El gobierno de Samoa publicó el 29 de septiembre pasado el informe oficial del tsunami del año anterior. El informe da cuenta del desastre, de la respuesta al desastre y de las consecuencias para Samoa, rinde tributo a las víctimas y explica el camino a seguir en la recuperación de Samoa.

El informe está disponible en PDF de baja resolución (1,2 MB) en esta dirección de internet: http://www.mof.gov.ws/uploads/tsunami_publication2_wf_blanks.pdf . (Añadido el 12 de octubre, JS).


De especial interés y orgullo para mí es la inclusión de unos cuantos versos de mi poema 'On Lalomanu Beach' en un lugar muy destacado del informe, nada menos que después de la introducción del Primer Ministro de Samoa, el Honorable Tuilaepa Sailele Malielegaoi.



Las fotografías, tanto la de la portada del informe como la que acompaña mis versos, son el testimonio de lo hermoso que es el lugar. Lalomanu es y será para los samoanos sinónimo de belleza, aunque el casi paraíso que era antes del 29 de septiembre de 2009 haya quedado gravemente dañado. Poco a poco Lalomanu va recuperando su hermosura, pero las marcas de la destrucción que causó el agua asesina siguen muy presentes y visibles.

También en un artículo publicado el domingo 3 de octubre en el Samoa Observer, el Vice-Primer Ministro de Samoa, el Honorable Misa Telefoni, rindió tributo a los niños que perecieron en el tsunami, y citó mi poema 'Lalomanu Sunrise' dentro de su tributo a todas las víctimas de aquel monstruo sediento de muerte y destrucción. Misa Telefoni es también un hombre de letras, y ver mi obra citada en su columna me llena de orgullo, un orgullo que para nada atenúa el dolor y la desesperación del padre que pierde a su hija.

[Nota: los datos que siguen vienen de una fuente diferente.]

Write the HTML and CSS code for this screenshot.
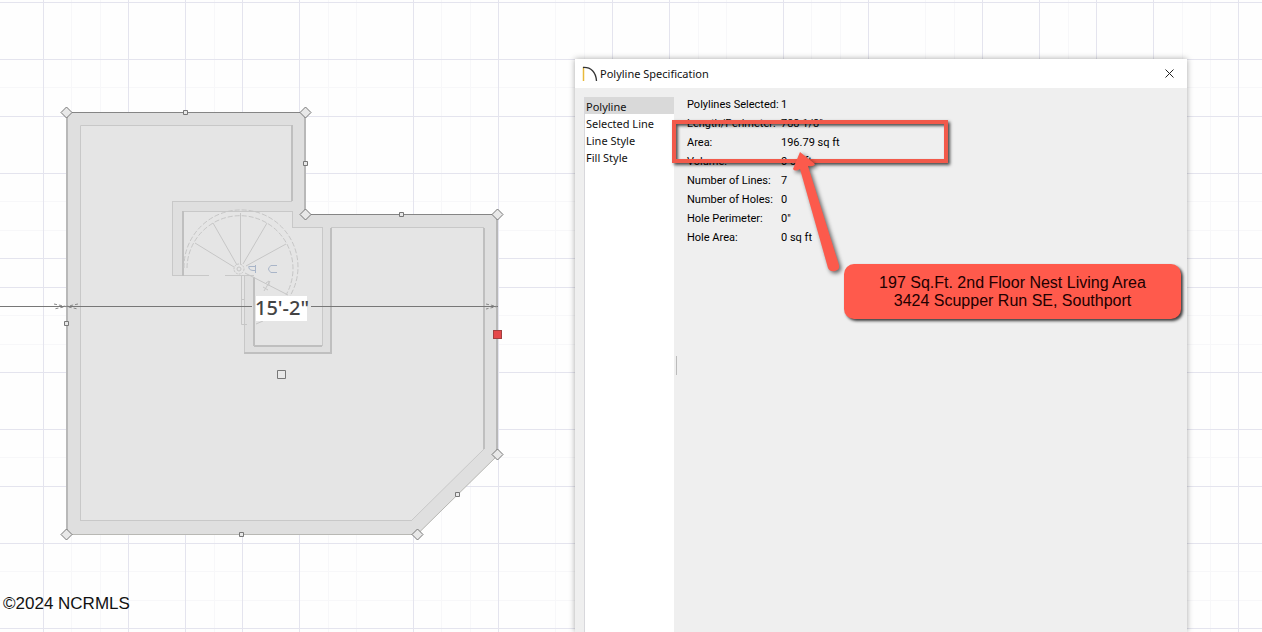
FILE: index.html
```html
<!DOCTYPE html>
<html lang="en">
<head>
<meta charset="utf-8">
<title>Polyline Specification</title>
<link rel="stylesheet" href="styles.css">
</head>
<body>
<main class="workspace">
  <svg class="plan" aria-label="Floor plan">
    <g id="minor" class="grid-minor"></g>
    <g id="major" class="grid-major"></g>
    <path class="wall" d="M67 113H306V215H498V455L417 535H67Z"/>
    <path class="floor" d="M80 125H292V201H173V276H184V211H292V227H322V346H254V276H244V354H331V227H484V449L412 520H80Z"/>
    <path class="floor" d="M184 211H292V227H322V346H254V276H184Z"/>
    <path class="edge-soft" d="M80.500 520V125.500H292M173 201.500H292M184 211.500H292M172.500 276V201M173 275.500H209M225 275.500H254M244.500 276V354M292 227.500H323M331 227.500H484M322.500 228V346M484 449L412 520M292.500 211V227"/>
    <path class="edge" d="M292 125V201M183 211V276M254 277V346M254 346H322M244 353H331V228M484 228V449"/>
    <path class="edge-soft" d="M80 520.500H412"/>
    <path class="outline-side" d="M67 113V535M305 113V215M497 215V455"/>
    <path class="outline" d="M67 112.500H306M306 214.500H498"/>
    <path class="outline-low" d="M67 534.500H417L498 455"/>
    <g class="stairs">
      <path stroke-dasharray="5 2" d="M184 268A57 57 0 1 1 290 296M187 268A53 53 0 1 1 286 295"/>
      <path d="M240.500 264V213M237 265L213 223M234 267L195 243M243 264L267 223M246 266L286 244M245 273L288 295"/>
      <circle cx="239" cy="269" r="5" stroke-dasharray="2 1"/>
      <circle cx="239" cy="269" r="2"/>
      <path d="M241.500 276V324.500H247M241 299.500H244M256 324L263 321M264 291L270 281M266 283L269 281L269 286M263 287L268 290"/>
      <path class="up" d="M255.500 265V273M249 266.500H256M249 266Q248 270 253 270.500H256M277 265.500H271Q266 269 271 272.500H277"/>
    </g>
    <path class="dimension" d="M0 306.500H252M311 306.500H498"/>
    <path class="ticks" d="M54 304L66 306.500L54 309M78 304L66 306.500L78 309M486 304L497 306.500L486 309"/>
    <rect class="label-box" x="256" y="296" width="51" height="25"/>
    <text class="label" x="282" y="315">15'-2"</text>
    <g class="handles">
      <path d="M66.500 107L72 112.500L66.500 118L61 112.500ZM305.500 107L311 112.500L305.500 118L300 112.500ZM305.500 209L311 214.500L305.500 220L300 214.500ZM497.500 209L503 214.500L497.500 220L492 214.500ZM497.500 449L503 454.500L497.500 460L492 454.500ZM417.500 529L423 534.500L417.500 540L412 534.500ZM66.500 529L72 534.500L66.500 540L61 534.500Z"/>
      <path d="M183.500 110.500h4v4h-4zM303.500 161.500h4v4h-4zM399.500 212.500h4v4h-4zM455.500 492.500h4v4h-4zM239.500 532.500h4v4h-4zM64.500 321.500h4v4h-4zM277.500 370.500h8v8h-8z"/>
      <rect class="active" x="493.500" y="330.500" width="8" height="8"/>
    </g>
  </svg>

  <p class="watermark">©2024 NCRMLS</p>

  <section class="dialog" role="dialog" aria-labelledby="dialog-title">
    <header class="titlebar">
      <svg class="logo" width="16" height="16" viewBox="0 0 16 16" aria-hidden="true">
        <path d="M1.500 1V15" stroke="#e8b93a" stroke-width="1.500"/>
        <path d="M1 1.500C9 1 14 6 14.500 15" stroke="#333" fill="none" stroke-width="1.300"/>
      </svg>
      <h1 id="dialog-title">Polyline Specification</h1>
      <button class="close" type="button" aria-label="Close">
        <svg width="9" height="9" viewBox="0 0 9 9"><path d="M0.500 0.500L8.500 8.500M8.500 0.500L0.500 8.500" stroke="#222"/></svg>
      </button>
    </header>
    <div class="content">
      <nav class="pages">
        <button class="page selected" type="button">Polyline</button>
        <button class="page" type="button">Selected Line</button>
        <button class="page" type="button">Line Style</button>
        <button class="page" type="button">Fill Style</button>
      </nav>
      <div class="splitter"></div>
      <table class="facts">
        <tbody>
        <tr><th scope="row">Polylines Selected:</th><td>1</td></tr>
        <tr><th scope="row">Length/Perimeter:</th><td>788 1/8"</td></tr>
        <tr><th scope="row">Area:</th><td>196.79 sq ft</td></tr>
        <tr><th scope="row">Volume:</th><td>0 cu ft</td></tr>
        <tr><th scope="row">Number of Lines:</th><td>7</td></tr>
        <tr><th scope="row">Number of Holes:</th><td>0</td></tr>
        <tr><th scope="row">Hole Perimeter:</th><td>0"</td></tr>
        <tr><th scope="row">Hole Area:</th><td>0 sq ft</td></tr>
        </tbody>
      </table>
    </div>
    <div class="frame"></div>
    <svg class="arrow" width="60" height="130" viewBox="0 0 60 130" aria-hidden="true">
      <path d="M13 1L28 13Q27 16 21 15L52 114Q53 119 48 120Q43 121 41 117L13 18Q8 21 6 18Z"/>
    </svg>
    <p class="callout">197 Sq.Ft. 2nd Floor Nest Living Area<br>3424 Scupper Run SE, Southport</p>
  </section>
</main>
<script src="grid.js"></script>
</body>
</html>
```
FILE: styles.css
```css
* { box-sizing: border-box; }
body { margin: 0; background: #fefefe; color: #111; font-family: "Liberation Sans", sans-serif; }
.workspace { position: relative; min-height: 100vh; overflow: hidden; }
.plan { position: absolute; inset: 0; width: 100%; height: 100%; fill: none; }
.grid-minor { stroke: #f7f7f9; }
.grid-major { stroke: #e4e4ee; }
.wall { fill: #dfdfdf; }
.floor { fill: #e5e5e5; }
.edge { stroke: #bfbfbf; stroke-width: 2; }
.edge-soft { stroke: #c8c8c8; }
.outline-side { stroke: #b8b8b8; stroke-width: 2; }
.outline { stroke: #858585; }
.outline-low { stroke: #b8b8b4; }
.stairs { stroke: #c6c6c6; }
.up { stroke: #a9b5c8; }
.dimension { stroke: #777; }
.ticks { stroke: #888; stroke-dasharray: 3 2; }
.label-box { fill: #fff; }
.label { fill: #444; stroke: none; font: 500 20px "Noto Sans", sans-serif; text-anchor: middle; }
.handles { fill: #e8e8e8; stroke: #777; }
.active { fill: #e5484a; stroke: #a04040; }
.watermark { position: absolute; left: 3px; bottom: 18px; margin: 0; font-size: 17px; line-height: 20px; color: #111; }

.dialog { position: absolute; left: 575px; top: 59px; bottom: 0; width: 612px; display: flex; flex-direction: column; background: #efefef; box-shadow: 0 0 6px rgba(0, 0, 0, .35); font-family: "Noto Sans", sans-serif; }
.titlebar { display: flex; align-items: center; height: 29px; padding: 0 13px 0 7px; background: #fff; }
.titlebar h1 { flex: 1; margin: 0 0 0 2px; font: 11px/20px "Noto Sans", sans-serif; }
.close { display: flex; padding: 0; border: 0; background: none; }
.content { flex: 1; display: flex; padding: 9px 9px 0; }
.pages { width: 90px; display: flex; flex-direction: column; background: #fff; border-left: 1px solid #d8d8dc; }
.page { height: 17px; padding: 1px 1px 0; border: 0; background: none; text-align: left; font: 11px/17px "Noto Sans", sans-serif; color: #111; }
.page.selected { background: #d9d9d9; }
.splitter { width: 1px; height: 19px; margin: 259px 10px 0 2px; background: #bbb; }
.facts { align-self: flex-start; margin-top: -2px; border-collapse: collapse; color: #000; font-family: Roboto, sans-serif; font-size: 11px; line-height: 19px; white-space: nowrap; }
.facts th { width: 94px; padding: 0; font-weight: normal; text-align: left; }
.facts td { padding: 0; }
.frame { position: absolute; left: 97px; top: 61px; width: 276px; height: 43px; border: 4px solid #f25a4b; box-shadow: 2px 2px 3px rgba(0, 0, 0, .7), inset 2px 2px 3px rgba(0, 0, 0, .65); }
.arrow { position: absolute; left: 212px; top: 92px; fill: #fc5a4c; filter: drop-shadow(2px 2px 2px rgba(0, 0, 0, .6)); }
.callout { position: absolute; left: 269px; top: 205px; width: 337px; margin: 0; padding: 10px 0 9px; border-radius: 10px; background: #ff5a4c; box-shadow: 2px 2px 3px rgba(0, 0, 0, .75); color: #200; font: 16px/18px "Liberation Sans", sans-serif; text-align: center; }
```
FILE: grid.js
```js
const lines = {
  major: {
    x: [43, 128, 185, 242, 299, 413, 498, 612, 669, 783, 868, 982, 1039, 1096, 1153, 1238],
    y: [2, 59, 116, 173, 258, 287, 372, 429, 486, 543, 628]
  },
  minor: {
    x: [71, 100, 214, 328, 356, 441, 470, 555, 584, 698, 726, 811, 840, 925, 954, 1068, 1182, 1210],
    y: [87, 201, 230, 315, 344, 457, 571, 600]
  }
};
for (const [kind, axes] of Object.entries(lines)) {
  const group = document.getElementById(kind);
  for (const [axis, values] of Object.entries(axes)) {
    for (const value of values) {
      const line = document.createElementNS("http://www.w3.org/2000/svg", "line");
      const other = axis === "x" ? "y" : "x";
      line.setAttribute(axis + "1", value + 0.5);
      line.setAttribute(axis + "2", value + 0.5);
      line.setAttribute(other + "1", "0");
      line.setAttribute(other + "2", "100%");
      group.appendChild(line);
    }
  }
}
```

Lo queramos o no, llevamos a Lalomanu en el corazón. Mi familia, mi nombre, mi apellido, han quedado para siempre unidos con dolor y con amor a ese hermoso rinconcito rodeado por las aguas limpias y transparentes del océano Pacífico, y en cuyas orillas crecen palmeras que te hacen soñar con las aventuras de Jim Hawkins, Long John Silver y el simpático locuelo Ben Gunn.